Okay, So Maybe They Won’t Be Waking the Brain-Dead After All
We’ve written before about what may be one of the most cold-hearted research proposals ever, the ReAnima project. A U.S. company, Bioquark, planned to partner with an Indian firm, Revita Life Science, to attempt to partially revive 20 brain-dead patients in a hospital in India. Bioquark CEO Ira Pastor explained to Inverse that “even the transition from irreversible to a deep coma state would be a major win.” However, that “win” would be the scientists’, not the patients: At best, they’d still be in a deep coma, totally dependent on ongoing medical support. Now the Indian Council of Medical Research (ICMR) has stepped in to block ReAnima from proceeding in India.
The idea behind ReAnima was to see if the doctors could stimulate the kind of brain regeneration that’s been seen in salamanders, sea cucumbers, and some other animals. They planned to use “injections of mesenchymal stem cells and peptides, and transcranial laser stimulation and median nerve stimulation,” according to the Science. (Bioquark would supply the peptides intended to stimulate cell regeneration.) Both transcranial laser stimulation — exposing the brain directly to pulses of near-infrared light — and electrical stimulation of the median nerve have produced cognition improvements in patients with some brain damage. However, there’s scant evidence that they can do anything for brain-dead patients.
There are a number of ethical questions raised by ReAnima.
First off, of course, the patients stand to see little meaningful benefit from the invasive experiment.
Second, differing standards on what constitutes brain death leave the team with a perplexing definition of “success”: They’re aiming for a restoration of electrical activity in the brain, even though according to the definition of brain death in the U.S. and Europe, that activity can already be present.
Perhaps the most troubling issue is the decision to conduct these trials in India. While the project’s supporters insist they chose the country for its lower intensive-care costs, others note that India doesn’t require informed consent for experimentation on the brain dead, making it easier to proceed without getting permission from their families, and without the need to have any plan or funding in place for the remainder of the patients’ lives. (The orthopedic surgeon leading the project, Himanshu Bansal, told The Wire that this last issue has recently been addressed with the purchase of an insurance plan to cover lifelong medical care.)

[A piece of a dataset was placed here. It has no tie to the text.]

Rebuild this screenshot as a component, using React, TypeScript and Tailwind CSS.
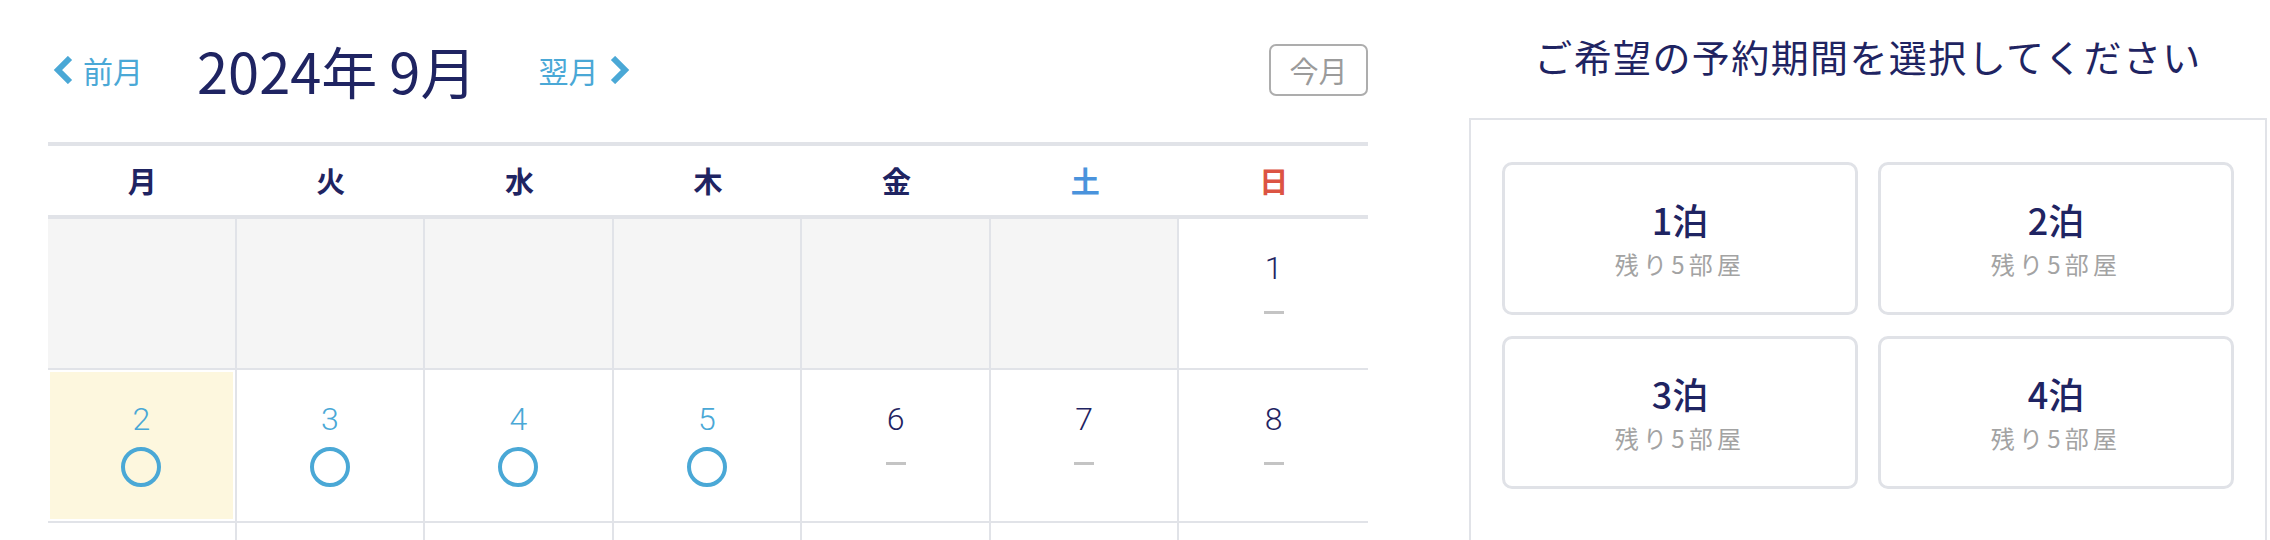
import React from "react";

type Cell = {
  day?: number;
  open?: boolean;
  selected?: boolean;
  blank?: boolean;
};

const weekdays = [
  { label: "月", color: "text-[#1f2462]" },
  { label: "火", color: "text-[#1f2462]" },
  { label: "水", color: "text-[#1f2462]" },
  { label: "木", color: "text-[#1f2462]" },
  { label: "金", color: "text-[#1f2462]" },
  { label: "土", color: "text-[#4a93dc]" },
  { label: "日", color: "text-[#dc5443]" },
];

const rows: { height: string; cells: Cell[] }[] = [
  {
    height: "h-[151px]",
    cells: [
      { blank: true },
      { blank: true },
      { blank: true },
      { blank: true },
      { blank: true },
      { blank: true },
      { day: 1 },
    ],
  },
  {
    height: "h-[153px]",
    cells: [
      { day: 2, open: true, selected: true },
      { day: 3, open: true },
      { day: 4, open: true },
      { day: 5, open: true },
      { day: 6 },
      { day: 7 },
      { day: 8 },
    ],
  },
  {
    height: "h-[60px]",
    cells: [{}, {}, {}, {}, {}, {}, {}],
  },
];

const stays = ["1泊", "2泊", "3泊", "4泊"];

const Chevron = ({ dir }: { dir: "left" | "right" }) => (
  <svg width="20" height="28" viewBox="0 0 20 28" className="shrink-0">
    <polyline
      points={dir === "left" ? "17,2 5,14 17,26" : "3,2 15,14 3,26"}
      fill="none"
      stroke="#4aa8d6"
      strokeWidth="6"
      strokeLinejoin="miter"
    />
  </svg>
);

const DayCell = ({ cell, last }: { cell: Cell; last: boolean }) => {
  const edge = last ? "" : "border-r-2 border-[#e1e3e8]";
  const bg = cell.blank ? "bg-[#f5f5f5]" : "bg-white";
  return (
    <div className={`${edge} ${bg} h-full p-[2px]`}>
      <div
        className={`h-full flex flex-col items-center pt-[31px] ${
          cell.selected ? "bg-[#fdf7de]" : ""
        }`}
      >
        {cell.day !== undefined && (
          <>
            <span
              className={`font-['Roboto',sans-serif] font-light text-[32px] leading-[32px] ${
                cell.open ? "text-[#4aa8d6]" : "text-[#1f2462]"
              }`}
            >
              {cell.day}
            </span>
            {cell.open ? (
              <div className="mt-[12px] w-[40px] h-[40px] rounded-full border-[4px] border-[#4aa8d6]" />
            ) : (
              <div className="mt-[27px] w-[20px] h-[3px] bg-[#c4c4c4]" />
            )}
          </>
        )}
      </div>
    </div>
  );
};

export default function App() {
  return (
    <div className="w-[2270px] h-[540px] overflow-hidden bg-white flex font-['Noto_Sans_CJK_JP','Noto_Sans',sans-serif] text-[#1f2462]">
      <section className="ml-[48px] w-[1320px] flex flex-col shrink-0">
        <header className="mt-[44px] h-[52px] flex items-center">
          <button className="ml-[5px] flex items-center gap-[10px] text-[30px] leading-none text-[#4aa8d6]">
            <Chevron dir="left" />
            前月
          </button>
          <h1 className="ml-[54px] text-[56px] font-normal leading-none">
            2024年<span className="ml-[12px]">9</span>月
          </h1>
          <button className="ml-[62px] flex items-center gap-[12px] text-[30px] leading-none text-[#4aa8d6]">
            翌月
            <Chevron dir="right" />
          </button>
          <button className="ml-auto w-[99px] h-[52px] border-2 border-[#adadad] rounded-[7px] text-[29px] leading-none text-[#9b9b9b]">
            今月
          </button>
        </header>

        <div className="mt-[46px] border-t-4 border-[#e1e3e8]">
          <div className="grid grid-cols-7 h-[73px] border-b-4 border-[#e1e3e8]">
            {weekdays.map((w) => (
              <div
                key={w.label}
                className={`flex items-center justify-center text-[29px] font-bold ${w.color}`}
              >
                {w.label}
              </div>
            ))}
          </div>
          {rows.map((row, i) => (
            <div
              key={i}
              className={`grid grid-cols-7 ${row.height} ${
                i < 2 ? "border-b-2 border-[#e1e3e8]" : ""
              }`}
            >
              {row.cells.map((c, j) => (
                <DayCell key={j} cell={c} last={j === 6} />
              ))}
            </div>
          ))}
        </div>
      </section>

      <aside className="ml-[101px] w-[798px] shrink-0 pt-[33px] flex flex-col">
        <h2 className="text-center text-[38px] leading-[46px] tracking-[1.4px]">
          ご希望の予約期間を選択してください
        </h2>
        <div className="mt-[39px] flex-1 border-2 border-b-0 border-[#e1e3e8] px-[31px] pt-[42px]">
          <div className="grid grid-cols-2 gap-x-[20px] gap-y-[21px]">
            {stays.map((s) => (
              <div
                key={s}
                className="h-[153px] rounded-[10px] border-[3px] border-[#e0e2e7] flex flex-col items-center justify-center gap-[11px]"
              >
                <span className="text-[36px] leading-[40px] font-medium">{s}</span>
                <span className="text-[24px] leading-[28px] tracking-[4.2px] text-[#a3a3a3]">
                  残り5部屋
                </span>
              </div>
            ))}
          </div>
        </div>
      </aside>
    </div>
  );
}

The ICMR deregistered the ReAnima project, citing some regulatory issues, including the project’s failure to obtain permission from the Drug Controller General of India G.N. Singh, whose permission is required for any clinical trial in India. ICMR is demanding Singh kill the project.
Bansal, however, claims the project doesn’t need permission because the brain-dead are considered cadavers under Indian law. Not so fast, Geeta Jotwani, deputy director general at ICMR told The Wire, “The hypothesis is they will get revived. Once they are revived, they will be human beings, won’t they?”
Bioquark, at least, isn’t giving up yet, apparently, saying they’ll move the trials out of India to…somewhere else, if need be. “We are in no major rush,” Pastor told Science, “in that it represents a ‘Google Moonshot’–style project. Many road blocks, no doubt, will pop up. But the project will go on.”